_Problem to solve_
Pull out all lines from the listing below in which the word "page" appears.

_Stored data_
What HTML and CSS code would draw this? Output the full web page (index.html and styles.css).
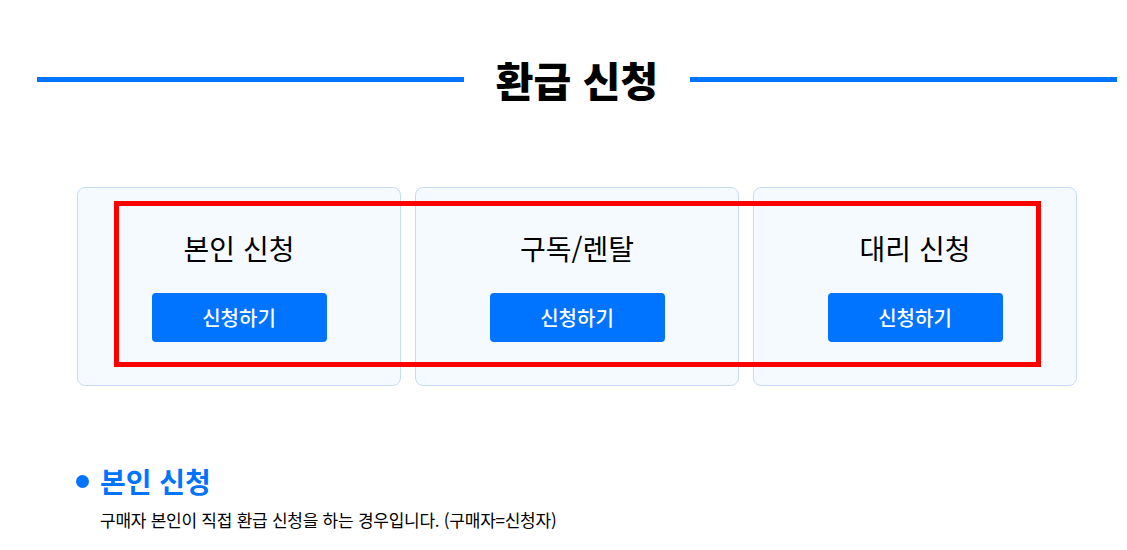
FILE: index.html
```html
<!DOCTYPE html>
<html lang="ko">
<head>
<meta charset="utf-8">
<title>환급 신청</title>
<link rel="stylesheet" href="styles.css">
</head>
<body>
<div class="page">
  <div class="title-row">
    <span class="title-line"></span>
    <h1 class="title">환급 신청</h1>
    <span class="title-line"></span>
  </div>

  <div class="cards">
    <div class="card">
      <div class="card-title">본인 신청</div>
      <button class="card-btn">신청하기</button>
    </div>
    <div class="card">
      <div class="card-title">구독/렌탈</div>
      <button class="card-btn">신청하기</button>
    </div>
    <div class="card">
      <div class="card-title">대리 신청</div>
      <button class="card-btn">신청하기</button>
    </div>
    <div class="highlight"></div>
  </div>

  <div class="section">
    <h2 class="section-title"><span class="dot"></span>본인 신청</h2>
    <p class="section-desc">구매자 본인이 직접 환급 신청을 하는 경우입니다. (구매자=신청자)</p>
  </div>
</div>
</body>
</html>
```

FILE: styles.css
```css
* { box-sizing: border-box; }
html, body { margin: 0; padding: 0; background: #ffffff; }
body {
  font-family: "Noto Sans CJK KR", "Noto Sans", sans-serif;
  color: #000;
}
.page {
  width: 1080px;
  margin-left: 37px;
  padding-top: 56px;
}
.title-row {
  display: flex;
  align-items: center;
  height: 46px;
}
.title-line {
  flex: 1;
  height: 5px;
  background: #0073ff;
}
.title {
  margin: 0;
  padding: 0 32px;
  font-size: 41px;
  line-height: 46px;
  font-weight: 900;
  color: #000;
}
.cards {
  position: relative;
  width: 1000px;
  margin: 85px auto 0;
  display: grid;
  grid-template-columns: repeat(3, 1fr);
  gap: 14px;
}
.card {
  display: flex;
  flex-direction: column;
  align-items: center;
  height: 199px;
  padding-top: 42px;
  background: #f4faff;
  border: 1px solid #c5dcf7;
  border-radius: 8px;
}
.card-title {
  font-size: 28px;
  line-height: 36px;
  font-weight: 400;
}
.card-btn {
  margin-top: 27px;
  width: 175px;
  height: 49px;
  border: 0;
  border-radius: 4px;
  background: #0073ff;
  color: #fff;
  font-family: inherit;
  font-size: 20px;
  font-weight: 500;
  padding: 0;
}
.highlight {
  position: absolute;
  left: 37px;
  top: 14px;
  width: 927px;
  height: 166px;
  border: 5px solid #ff0000;
  pointer-events: none;
}
.section {
  margin-top: 77px;
  padding-left: 39px;
}
.section-title {
  display: flex;
  align-items: center;
  gap: 11px;
  margin: 0;
  font-size: 28px;
  line-height: 36px;
  font-weight: 700;
  color: #0073ff;
}
.dot {
  width: 13px;
  height: 13px;
  border-radius: 50%;
  background: #0073ff;
}
.section-desc {
  margin: 9px 0 0 24px;
  font-size: 17px;
  line-height: 24px;
  letter-spacing: -0.25px;
}
```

_Problem solution_
What HTML and CSS code would draw this? Output the full web page (index.html and styles.css).
<div class="page">
.page {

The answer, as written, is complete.